Alexander the Great, Genghis Khan, Karl Marx, Napoleon Bonaparte, Adolf Hitler, Mao Tze-Tung, Joseph Stalin, Hannibal, Peter the Great. Tears for Fears had it right when they said everybody wants to rule the world.
The Animatrix, a seamless blend of American storytelling and Japanese animation, is actually just a modern Hegemon. It’s The Prince for the electronic age. Whether The Matrix, which spawned this newest guidebook to world domination, is anti-Communist (à la Fritz Lang’s Metropolis), capitalist (“I can only show you the door; you have to walk through it.”), or priestly doesn’t actually matter. For unlike its politically biased predecessors (see Karl Marx’s Communist Manifesto), The Animatrix and its “Eight Easy Steps to Global Domination” can work for you—at home or on the job—regardless of your political affiliations.
Just add manifesto.
“Fly, Baby.

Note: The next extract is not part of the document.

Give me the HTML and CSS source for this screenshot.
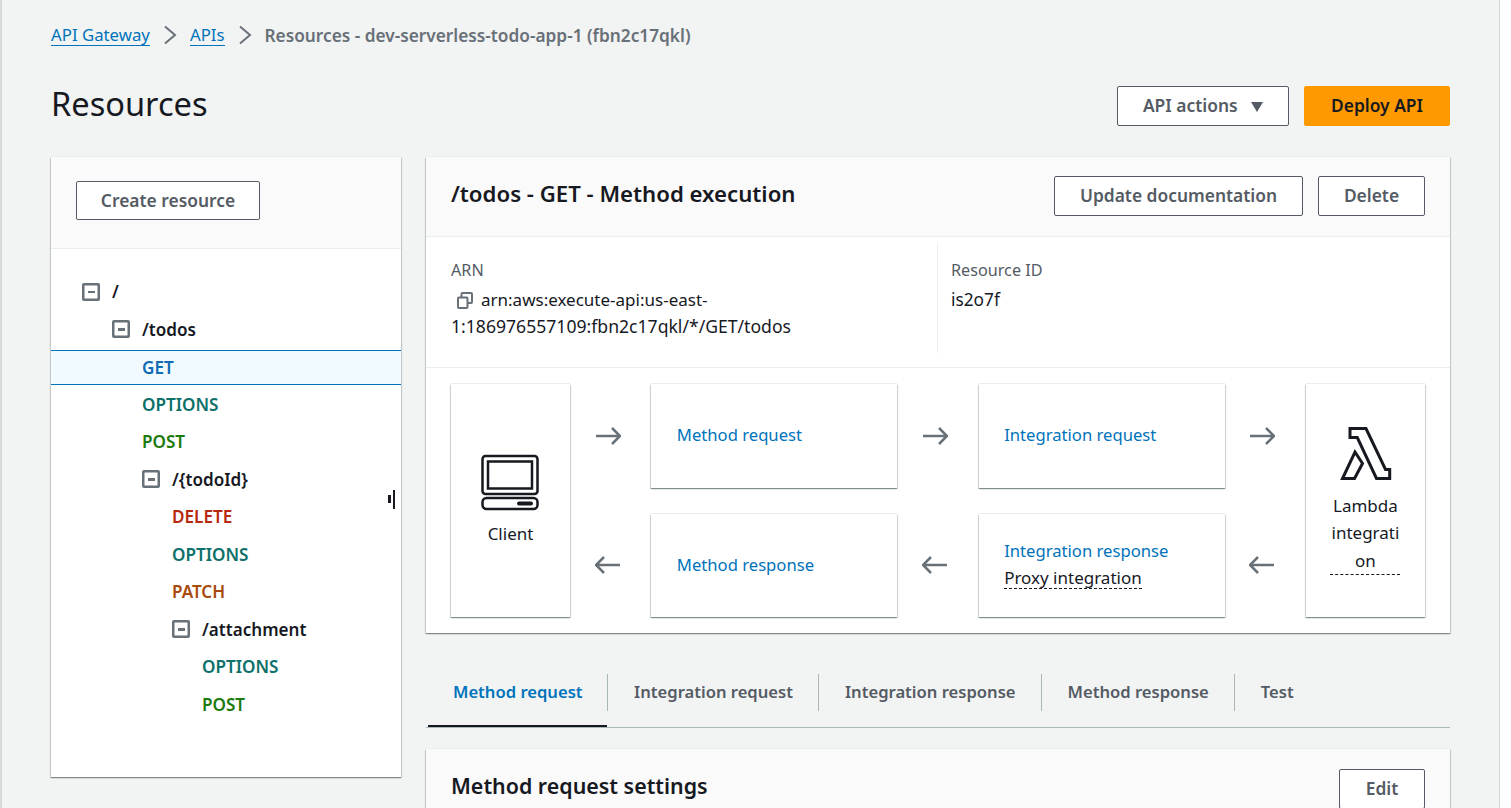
FILE: index.html
```html
<!DOCTYPE html>
<html lang="en">
<head>
    <meta charset="UTF-8">
    <meta name="viewport" content="width=device-width, initial-scale=1.0">
    <title>Resources</title>
    <link rel="stylesheet" href="styles.css">
</head>
<body>
<div class="page">
    <nav class="breadcrumbs">
        <a href="#">API Gateway</a>
        <svg class="crumb-arrow" viewBox="0 0 16 20"><path d="M3 1.5l10 8.500-10 8.500"/></svg>
        <a href="#">APIs</a>
        <svg class="crumb-arrow" viewBox="0 0 16 20"><path d="M3 1.5l10 8.500-10 8.500"/></svg>
        <span>Resources - dev-serverless-todo-app-1 (fbn2c17qkl)</span>
    </nav>

    <div class="page-head">
        <h1>Resources</h1>
        <div class="page-actions">
            <button class="btn btn-actions">API actions <span class="caret"></span></button>
            <button class="btn btn-primary">Deploy API</button>
        </div>
    </div>

    <div class="layout">
        <aside class="tree-panel">
            <div class="tree-head">
                <button class="btn btn-create">Create resource</button>
            </div>
            <ul class="tree">
                <li class="row lvl-0 path"><span class="minus"></span>/</li>
                <li class="row lvl-1 path"><span class="minus"></span>/todos</li>
                <li class="row lvl-2 m-get selected">GET</li>
                <li class="row lvl-2 m-options">OPTIONS</li>
                <li class="row lvl-2 m-post">POST</li>
                <li class="row lvl-2 path"><span class="minus"></span>/{todoId}</li>
                <li class="row lvl-3 m-delete">DELETE</li>
                <li class="row lvl-3 m-options">OPTIONS</li>
                <li class="row lvl-3 m-patch">PATCH</li>
                <li class="row lvl-3 path"><span class="minus"></span>/attachment</li>
                <li class="row lvl-4 m-options">OPTIONS</li>
                <li class="row lvl-4 m-post">POST</li>
            </ul>
            <div class="resize-handle"></div>
        </aside>

        <main class="main-col">
            <section class="card">
                <div class="card-head">
                    <h2 class="exec-title">/todos - GET - Method execution</h2>
                    <div class="card-actions">
                        <button class="btn btn-doc">Update documentation</button>
                        <button class="btn btn-delete">Delete</button>
                    </div>
                </div>
                <div class="details">
                    <div class="detail detail-arn">
                        <div class="detail-label">ARN</div>
                        <div class="detail-value">
                            <svg class="copy-icon" viewBox="0 0 17 17"><path d="M2 6.500a1 1 0 0 1 1-1h7.500a1 1 0 0 1 1 1V15a1 1 0 0 1-1 1H3a1 1 0 0 1-1-1zM5.500 5.500V2a1 1 0 0 1 1-1H15a1 1 0 0 1 1 1v8a1 1 0 0 1-1 1h-3.500"/></svg><span class="arn-head">arn:aws:execute-api:us-east-</span><span class="arn-tail">1:186976557109:fbn2c17qkl/*/GET/todos</span>
                        </div>
                    </div>
                    <div class="detail detail-id">
                        <div class="detail-label">Resource ID</div>
                        <div class="detail-value">is2o7f</div>
                    </div>
                </div>
                <div class="flow">
                    <div class="box box-end box-client">
                        <svg class="client-icon" viewBox="0 0 58 58"><rect x="1.5" y="2" width="55" height="38" rx="3"/><rect x="7" y="7.500" width="44" height="27"/><rect x="1.5" y="44" width="55" height="11" rx="4"/><path class="client-bar" d="M38 49.500h12"/></svg>
                        <div class="box-label">Client</div>
                    </div>
                    <div class="arrows">
                        <svg class="arrow" viewBox="0 0 26 20"><path d="M1 10h24M17 2l8 8-8 8"/></svg>
                        <svg class="arrow" viewBox="0 0 26 20"><path d="M25 10H1M9 2l-8 8 8 8"/></svg>
                    </div>
                    <div class="box-col">
                        <div class="box box-wide"><a href="#">Method request</a></div>
                        <div class="box box-wide"><a href="#">Method response</a></div>
                    </div>
                    <div class="arrows">
                        <svg class="arrow" viewBox="0 0 26 20"><path d="M1 10h24M17 2l8 8-8 8"/></svg>
                        <svg class="arrow" viewBox="0 0 26 20"><path d="M25 10H1M9 2l-8 8 8 8"/></svg>
                    </div>
                    <div class="box-col">
                        <div class="box box-wide"><a href="#">Integration request</a></div>
                        <div class="box box-wide box-proxy">
                            <a href="#">Integration response</a>
                            <span class="dashed proxy">Proxy integration</span>
                        </div>
                    </div>
                    <div class="arrows">
                        <svg class="arrow" viewBox="0 0 26 20"><path d="M1 10h24M17 2l8 8-8 8"/></svg>
                        <svg class="arrow" viewBox="0 0 26 20"><path d="M25 10H1M9 2l-8 8 8 8"/></svg>
                    </div>
                    <div class="box box-end box-lambda">
                        <svg class="lambda-icon" viewBox="0 0 54 56"><path d="M12 3.500H28L47.500 44.500H51.700V53.500H38.500L19.300 12.500H12zM17 27L24.500 38.500 16.500 53.500H4.500z"/></svg>
                        <div class="box-label"><span class="dashed lambda-label">Lambda integrati<br>on</span></div>
                    </div>
                </div>
            </section>

            <div class="tabs">
                <a class="tab active" href="#">Method request</a>
                <a class="tab" href="#">Integration request</a>
                <a class="tab" href="#">Integration response</a>
                <a class="tab" href="#">Method response</a>
                <a class="tab" href="#">Test</a>
            </div>

            <section class="card settings">
                <div class="card-head">
                    <h2>Method request settings</h2>
                    <button class="btn btn-edit">Edit</button>
                </div>
            </section>
        </main>
    </div>
</div>
</body>
</html>
```

FILE: styles.css
```css
* {
    box-sizing: border-box;
}

html, body {
    margin: 0;
    height: 100%;
    overflow: hidden;
}

body {
    font-family: "Noto Sans", "Open Sans", sans-serif;
    font-size: 17px;
    color: #16191f;
    background-color: #fff;
}

.page {
    width: 1500px;
    height: 808px;
    overflow: hidden;
    background-color: #f2f3f3;
    border-left: 2px solid #d5dbdb;
    border-right: 1px solid #cfd4d4;
    padding: 0 49px;
}

a {
    color: #0073bb;
    text-decoration: none;
}

.breadcrumbs {
    display: flex;
    align-items: center;
    height: 30px;
    margin-top: 20px;
    color: #687078;
    font-weight: 600;
    font-size: 17.25px;
}

.breadcrumbs a {
    font-size: 16.8px;
    font-weight: 400;
    border-bottom: 1px solid #0073bb;
    line-height: 20px;
}

.crumb-arrow {
    flex: none;
    width: 16px;
    height: 20px;
    margin: 0 12px;
    fill: none;
    stroke: #687078;
    stroke-width: 2;
}

.page-head {
    display: flex;
    justify-content: space-between;
    align-items: center;
    margin-top: 23px;
    height: 66px;
}

h1 {
    margin: 0 0 6px;
    font-size: 32.6px;
    font-weight: 400;
}

.page-actions, .card-actions {
    display: flex;
    gap: 15px;
}

.btn {
    height: 40px;
    padding: 0 0 2px;
    font-family: inherit;
    font-size: 17.4px;
    font-weight: 600;
    color: #545b64;
    background-color: #fff;
    border: 1px solid #545b64;
    border-radius: 2px;
}

.btn-actions {
    width: 172px;
}

.caret {
    display: inline-block;
    margin-left: 9px;
    border-left: 6.5px solid transparent;
    border-right: 6.5px solid transparent;
    border-top: 10px solid #545b64;
}

.btn-primary {
    width: 146px;
    color: #16191f;
    background-color: #ff9900;
    border-color: #ff9900;
}

.layout {
    display: flex;
    gap: 25px;
    margin-top: 18px;
}

.tree-panel, .card, .box {
    background-color: #fff;
    box-shadow: 0 1px 1px 0 rgba(0, 28, 36, .3), 1px 1px 1px 0 rgba(0, 28, 36, .15), -1px 1px 1px 0 rgba(0, 28, 36, .15), 0 -1px 0 0 #eaeded;
}

.tree-panel {
    position: relative;
    flex: none;
    width: 350px;
    height: 620px;
}

.tree-head {
    height: 92px;
    padding: 24px 25px;
    background-color: #fafafa;
    border-bottom: 1px solid #eaeded;
}

.btn-create {
    width: 184px;
    height: 39px;
}

.tree {
    list-style: none;
    margin: 24px 0 0;
    padding: 0;
    font-size: 17.1px;
    font-weight: 600;
}

.row {
    display: flex;
    align-items: center;
    height: 37.5px;
}

.lvl-0 { padding-left: 31px; }
.lvl-1 { padding-left: 61px; }
.lvl-2 { padding-left: 91px; }
.lvl-3 { padding-left: 121px; }
.lvl-4 { padding-left: 151px; }

.minus {
    position: relative;
    flex: none;
    width: 18px;
    height: 18px;
    margin-right: 12px;
    border-radius: 2px;
    box-shadow: inset 0 0 0 2.5px #687078;
}

.minus::after {
    content: "";
    position: absolute;
    left: 5.5px;
    top: 7.75px;
    width: 7px;
    height: 2.5px;
    background-color: #687078;
}

.selected {
    height: 35px;
    margin: 2px 0 0.5px;
    background-color: #f1faff;
    border-top: 1px solid #0073bb;
    border-bottom: 1px solid #0073bb;
}

.m-get { color: #0f6ab4; }
.m-options { color: #0d7069; }
.m-post { color: #1d7a0c; }
.m-delete { color: #b7290f; }
.m-patch { color: #a84a0c; }

.resize-handle {
    position: absolute;
    right: 6px;
    top: 333px;
    width: 7px;
    height: 19px;
    border-right: 2px solid #16191f;
}

.resize-handle::before {
    content: "";
    position: absolute;
    left: 0;
    top: 5px;
    width: 2.5px;
    height: 8px;
    background-color: #16191f;
}

.main-col {
    flex: none;
    width: 1024px;
}

.card-head {
    display: flex;
    justify-content: space-between;
    align-items: center;
    height: 80px;
    padding: 0 25px 2px;
    background-color: #fafafa;
    border-bottom: 1px solid #eaeded;
}

h2 {
    margin: 0 0 6px;
    font-size: 21.4px;
    font-weight: 600;
}

.exec-title {
    margin-bottom: 4px;
    font-size: 22.2px;
}

.btn-doc {
    width: 249px;
}

.btn-delete {
    width: 107px;
}

.details {
    display: flex;
    height: 131px;
    padding: 6px 25px 0;
    border-bottom: 1px solid #eaeded;
}

.detail-label {
    color: #545b64;
    font-size: 16.2px;
    line-height: 27px;
    margin-top: 14px;
    margin-bottom: 2px;
}

.detail-value {
    font-size: 17.3px;
    line-height: 27px;
}

.detail-arn {
    width: 487px;
    height: 110px;
    border-right: 1px solid #eaeded;
}

.detail-id {
    padding-left: 13px;
}

.arn-head {
    font-size: 17px;
}

.arn-tail {
    display: block;
    font-size: 17.6px;
}

.copy-icon {
    width: 17px;
    height: 17px;
    margin: 0 8px 0 5px;
    vertical-align: -3px;
    fill: none;
    stroke: #687078;
    stroke-width: 2;
}

.flow {
    display: flex;
    height: 265px;
    padding: 16px 25px;
    justify-content: space-between;
}

.box-end {
    display: flex;
    flex-direction: column;
    align-items: center;
    justify-content: center;
    flex: none;
    width: 119px;
    text-align: center;
}

.client-icon {
    width: 58px;
    height: 58px;
    margin-right: 1px;
    fill: none;
    stroke: #16191f;
    stroke-width: 2.5;
}

.client-bar {
    stroke-width: 4;
    stroke-linecap: round;
}

.box-label {
    margin-top: 8px;
    line-height: 27.5px;
}

.lambda-icon {
    width: 54px;
    height: 56px;
    fill: none;
    stroke: #16191f;
    stroke-width: 3;
}

.box-lambda {
    padding-bottom: 1px;
}

.box-lambda .box-label {
    margin-top: 11px;
}

.box-col {
    display: flex;
    flex: none;
    flex-direction: column;
    gap: 26px;
}

.box-wide {
    display: flex;
    flex-direction: column;
    justify-content: center;
    align-items: flex-start;
    width: 246px;
    height: 104px;
    padding: 0 25.5px 2px;
    font-size: 16.65px;
    line-height: 27px;
}

.box-proxy {
    padding-bottom: 4px;
}

.arrows {
    display: flex;
    flex-direction: column;
    justify-content: space-between;
    align-items: center;
    flex: none;
    width: 80px;
    padding: 42px 6px 42px 0;
}

.arrow {
    width: 26px;
    height: 20px;
    fill: none;
    stroke: #687078;
    stroke-width: 2.5;
}

.dashed {
    border-bottom: 1px dashed #16191f;
}

.proxy {
    margin-top: 4px;
    font-size: 17px;
    line-height: 20px;
}

.lambda-label {
    display: block;
    width: 70px;
}

.tabs {
    display: flex;
    height: 54px;
    margin-top: 41px;
    padding-left: 2px;
    border-bottom: 1px solid #aab7b8;
}

.tab {
    position: relative;
    display: flex;
    align-items: center;
    height: 100%;
    padding: 0 25px 18px 27px;
    font-size: 16.6px;
    font-weight: 600;
    color: #545b64;
}

.tab + .tab::before {
    content: "";
    position: absolute;
    left: 0;
    top: 0;
    height: 37px;
    width: 1px;
    background-color: #aab7b8;
}

.tab.active {
    padding-left: 25px;
    padding-right: 24.5px;
    padding-bottom: 16px;
    color: #0073bb;
    border-bottom: 2px solid #16191f;
}

.settings {
    margin-top: 21px;
}

.settings .card-head {
    padding-bottom: 0;
}

.btn-edit {
    width: 86px;
}
```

Fly!” These are the last words the captain of the Osiris speaks to his lover as she enters the Matrix.
The image of the Osiris peering over the ocean of Sentinels as they dig toward the last human city of Zion may seem like a simple prologue to The Matrix Reloaded, but in fact it is the most striking image of Evil Superpower vs. Benevolent Little Guy since the Tiananmen Square riots.
“The Final Flight of the Osiris” is a tale of love, honor, bravery, sacrifice, the dream of every true warrior: to die in the throws of savage combat against an innumerable enemy. It is the story of Alexander the Great’s father. It is the story of Russia’s class system as told by Marx. It is the story of Napoleon’s checkbook.
As Machiavelli so eloquently noted, it is best to be loved by your subjects and feared by your enemies. Militarily, fear gives you a strategic advantage, while loving subjects will protect you from assassination. Cinegraphically, this is best seen in Enemy at the Gates. The Russian army, threatened with death if they retreat, is facing the German army, which has caviar brought in with the rest of their rations, and it’s losing until the heroic shepherd boy from the Urals becomes the loved figurehead of the resistance.
When you’re starting a revolution, a story like “Osiris” has two important effects. First, it makes you look like a one-man army that is faltering, with magnificent valor, against the endless hordes it opposes. Second, it shows you as an indomitable warrior who sees impossible odds and gets on the guns saying, “Come and get some.”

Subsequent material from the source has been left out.